Lewis & Clark: a name of the past looks to the future

Photo courtesy of Flickr user Bill McChesney.

By Drake MacFarlane

Words carry weight, meaning and purpose beyond their basic definition and names are no exception. Last semester, the name of Lewis & Clark College was called into question, with proposals made to change it in favor of something more representative of our community. In the wake of controversies like the recent call by Princeton students to change the name of the Woodrow Wilson School of Public and International Affairs due to its namesake’s racist past, it’s reasonable that folks have shed a critical light on our own institution’s namesake.

Meriwether Lewis and William Clark were two explorers of undaunted courage, who went into uncharted territory in the name of science, spirit and their country. But, they also went West to assert the sovereignty of the Jefferson administration over Native lands and their success watered the seed of Manifest Destiny, already planted in our young nation’s collective zeitgeist. As much as they may be heroes to some, they were not without fault. Remarks like that they are ‘White-supremacist colonizers’ don’t come from nowhere.

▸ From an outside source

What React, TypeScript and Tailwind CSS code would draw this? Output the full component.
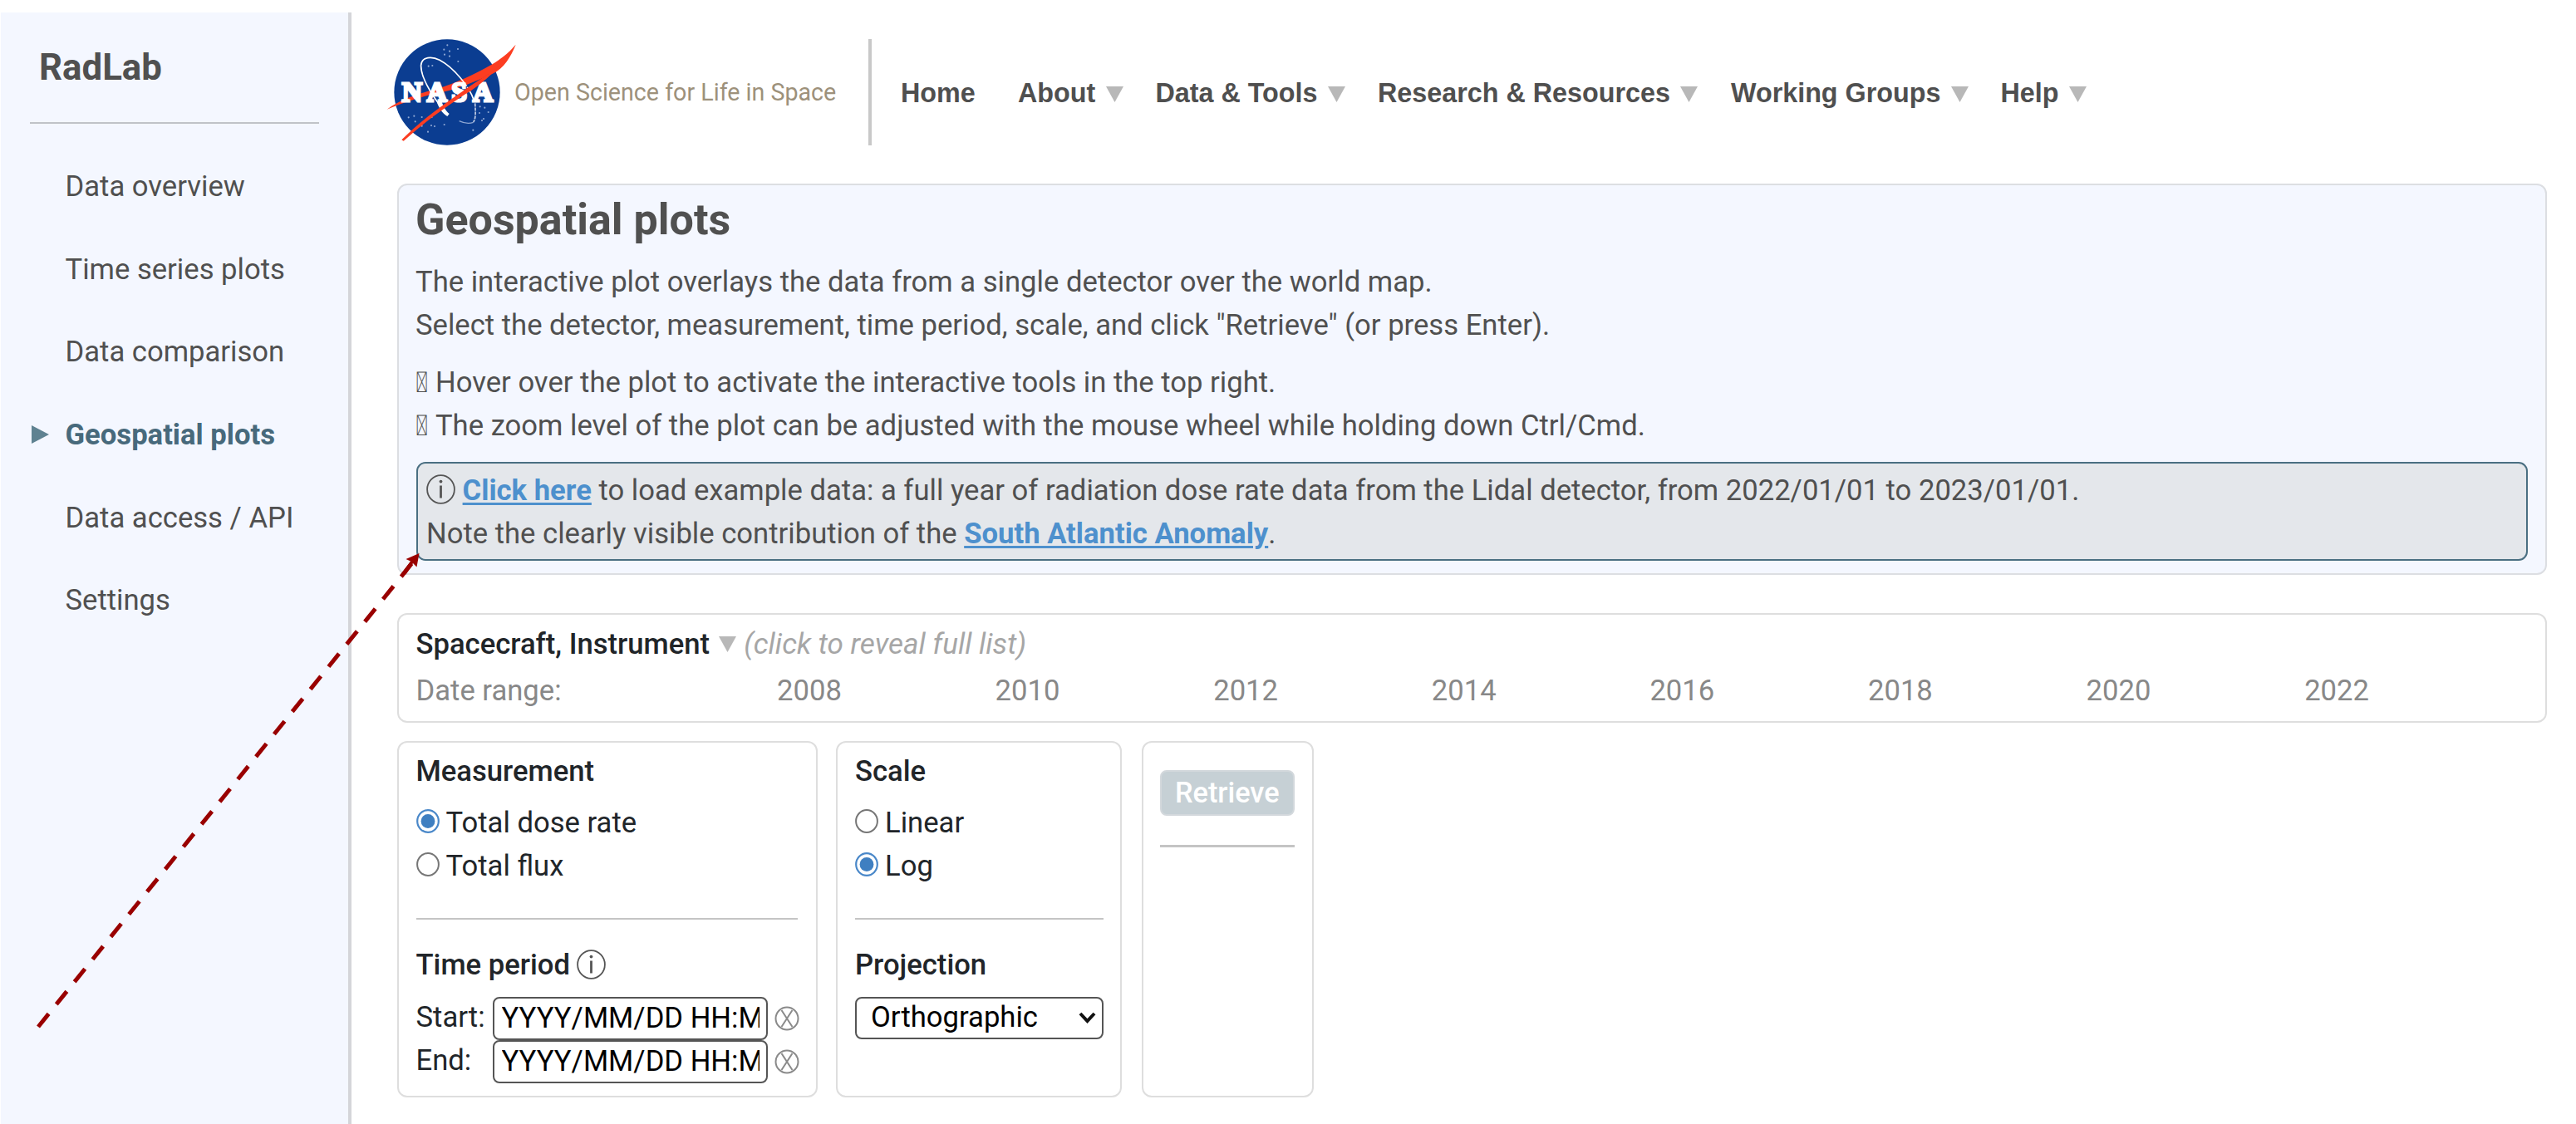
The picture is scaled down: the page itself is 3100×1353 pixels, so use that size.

However, I do not believe it is useful nor intellectually honest to paint them blindly as perfect heroes of America nor merely as malicious, racist slave-owners. Instead, like most historical figures of import, they were complicated and just as human as the rest of us today.

Let us examine Lewis for a moment. Born to English and Welsh immigrants, he grew up in Virginia and rural Georgia, interacting with both hoity toity landowners and Cherokee natives alike. His championing of the Cherokee’s plight as a youth from the encroachment of Georgian settlers and later support for Native lands made him quite unpopular during his gubernatorial bids later in life. His proclivity for diplomacy between Natives and settlers, along with his military record and scientific acumen, contributed to him being selected as Captain of the Corps of Discovery.

As Captain of the Corps, he made incalculable contributions to science through their careful study of flora, fauna and natural features of the West. Additionally, he was a fair leader, even giving York, the slave of Clark, and Sacagawea votes and equal say in the party. That being said, he wasn’t perfect: For example, although he never owned slaves, his freeman valet, John Pernia, was paid heavily in arrears and denied back pay after the death of Lewis. Speaking of his death, Lewis suffered from mental illness throughout his life and later committed suicide, which tarnished his legacy for years among his contemporaries.

What about Clark? Clark is more complicated: he was a Virginian slave-owner and wholeheartedly supported the Manifest Destiny movement. Yet as Superintendent of Indian Affairs, he supported Indian nationalism and culture even as their lands were taken bit by bit. Although he was a slave-owner, York was treated as an equal during the Expedition and saved Clark’s life and the Corps’ hide many times. However, contemporary and semi-contemporary accounts differ on the eventual emancipation of York, with some saying he was freed and others saying he ran away after his freedom was denied.

These men were not perfect. They made mistakes, supported systems of oppression and helped pave the way for the atrocities of what has been called the Century of Dishonor. Despite this, they also represent our college in the most fundamental of ways. Our motto is Explorare, Discere, Sociare—To explore, to learn, to work together. Lewis and Clark were explorers, the Armstrong and Aldrin of their day. They were also scientists, whose contributions to human knowledge were as remarkable as they were many. And they were diplomats, surviving the harsh wilderness of the West only through working with people of all walks of life, including even the French.

We must be able to accept our history as it was, both the good and the bad. These were flawed men, to be sure. But, to remove their name and their legacy is a far greater bad. It is better to accept what good they’ve done, appreciating how they encapsulate our pioneering spirit as liberal arts students and at the same time, critically analyze and understand what bad they inflicted. Only then can we move forward, accepting our past and paving the way for a brighter future.